God, do you remember X3’s “I’m the Juggernaut, bitch”?  Shudder.

Two, some people might complain that there are no red-shirts here.  If you pay attention, you’ll see a very obvious one.

I want to touch on one more thing here.  Most series reboots- Batman Begins, for example- don’t really acknowledge the previous films and characters and simply take us back to the beginning, fresh start, clean slate.  Star Trek doesn’t exactly do that.  I don’t want to give too much away here, but they reboot the series (and bring in a Nemoy cameo) in a very interesting, and satisfying, way that could be argued even fits in with the continuity of the previous movies.  This is a prequel, sequel, and reboot, all in one, and some serious kudos are due to the writers for pulling that off.  I’ve read some complaints that the explanatory sequence is kind of weak, or maybe simple is the right word, but they really couldn’t have made it much more complex without over-complicating it.  Considering the role this film plays in the franchise as a whole, any more would have made it too much, too confusing.

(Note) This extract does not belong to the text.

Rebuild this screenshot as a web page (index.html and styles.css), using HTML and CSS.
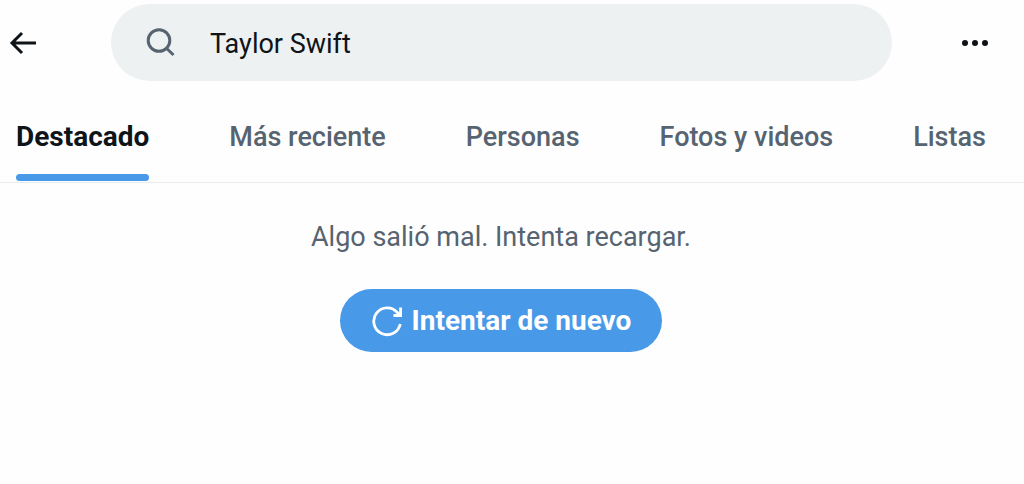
FILE: index.html
```html
<!DOCTYPE html>
<html lang="es">
<head>
<meta charset="UTF-8" />
<meta name="viewport" content="width=device-width, initial-scale=1" />
<title>Taylor Swift - Buscar</title>
<link rel="stylesheet" href="styles.css">
</head>
<body>
<header class="topbar">
  <button type="button" class="icon-btn" aria-label="Atrás">
    <svg width="28" height="24" viewBox="0 0 28 24" fill="none" stroke="currentColor" stroke-width="3">
      <path d="M28 12H5M14 2L4 12l10 10" />
    </svg>
  </button>
  <form class="search" role="search">
    <label for="query" class="search-icon" aria-label="Buscar">
      <svg width="30" height="30" viewBox="0 0 30 30" fill="none" stroke="currentColor" stroke-width="3">
        <circle cx="13" cy="12.5" r="10.8" />
        <path d="M20.2 20L27.5 27" />
      </svg>
    </label>
    <input type="text" id="query" name="query" value="Taylor Swift" autocomplete="off" />
  </form>
  <button type="button" class="icon-btn" aria-label="Más opciones">
    <svg width="28" height="8" viewBox="0 0 28 8" fill="currentColor">
      <circle cx="4" cy="4" r="3" />
      <circle cx="14" cy="4" r="3" />
      <circle cx="24" cy="4" r="3" />
    </svg>
  </button>
</header>

<nav class="tabs">
  <a href="#destacado" class="tab active" aria-current="page">Destacado</a>
  <a href="#reciente" class="tab">Más reciente</a>
  <a href="#personas" class="tab">Personas</a>
  <a href="#fotos" class="tab">Fotos y videos</a>
  <a href="#listas" class="tab">Listas</a>
</nav>

<main class="error-state">
  <p class="message">Algo salió mal. Intenta recargar.</p>
  <button type="button" class="retry">
    <svg width="32" height="32" viewBox="0 0 32 32" fill="none" stroke="currentColor" stroke-width="2.8">
      <path d="M29.3 19A13.4 13.4 0 1 1 26.4 7.6L29 10" />
      <path d="M29.6 2.5v8H22.5" />
    </svg>
    <span>Intentar de nuevo</span>
  </button>
</main>
</body>
</html>
```
FILE: styles.css
```css
* {
  box-sizing: border-box;
}
body {
  margin: 0;
  background: #fefefe;
  color: #0f1419;
  font-family: Roboto, "Liberation Sans", sans-serif;
  font-size: 27px;
  line-height: 32px;
}
button {
  border: none;
  font: inherit;
  cursor: pointer;
}

/* Top bar */
.topbar {
  display: flex;
  align-items: center;
  justify-content: space-between;
  padding: 4px 35px 0 8px;
}
.icon-btn {
  display: flex;
  padding: 0;
  background: none;
  color: #0f1419;
}
.search {
  display: flex;
  align-items: center;
  flex: 1;
  height: 77px;
  margin: 0 69px 0 75px;
  padding: 0 35px;
  border-radius: 39px;
  background: #eef1f2;
}
.search-icon {
  display: flex;
  color: #566370;
}
.search input {
  flex: 1;
  min-width: 0;
  margin-left: 34px;
  padding: 2px 0 0;
  border: none;
  outline: none;
  background: none;
  color: #0f1419;
  font: inherit;
}

/* Tabs */
.tabs {
  display: flex;
  justify-content: space-between;
  padding: 0 38px 1px 16px;
  border-bottom: 1px solid #e8eced;
}
.tab {
  padding: 40px 0 21px;
  border-bottom: 7px solid transparent;
  color: #566370;
  font-weight: 500;
  text-decoration: none;
  white-space: nowrap;
}
.tab.active {
  position: relative;
  color: #0f1419;
  font-size: 28px;
  font-weight: 700;
}
.tab.active::after {
  content: "";
  position: absolute;
  left: 0;
  right: 0;
  bottom: -7px;
  height: 7px;
  border-radius: 4px;
  background: #4999e9;
}

/* Error message */
.error-state {
  display: flex;
  flex-direction: column;
  align-items: center;
  padding: 38px 22px 38px 0;
}
.message {
  margin: 0 0 36px;
  color: #566370;
}
.retry {
  display: flex;
  align-items: center;
  gap: 9px;
  height: 63px;
  padding: 0 31px;
  border-radius: 32px;
  background: #4999e9;
  color: #fff;
  font-size: 28px;
  font-weight: 700;
}
```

All in all, Star Trek is a great movie for sci fi nerds and general movie fans alike.  It’s not going to win any awards, but it’s a solid summer flick that anyone can enjoy.  I heard a friend of mine call it this summer’s Iron Man, and I have to agree.  It’s a whole movie, explains the characters for anyone who needs it, and provides a good base for the franchise to jump from.  I said I’d wait to see Wolverine on FX, but I’d definitely get this one on DVD.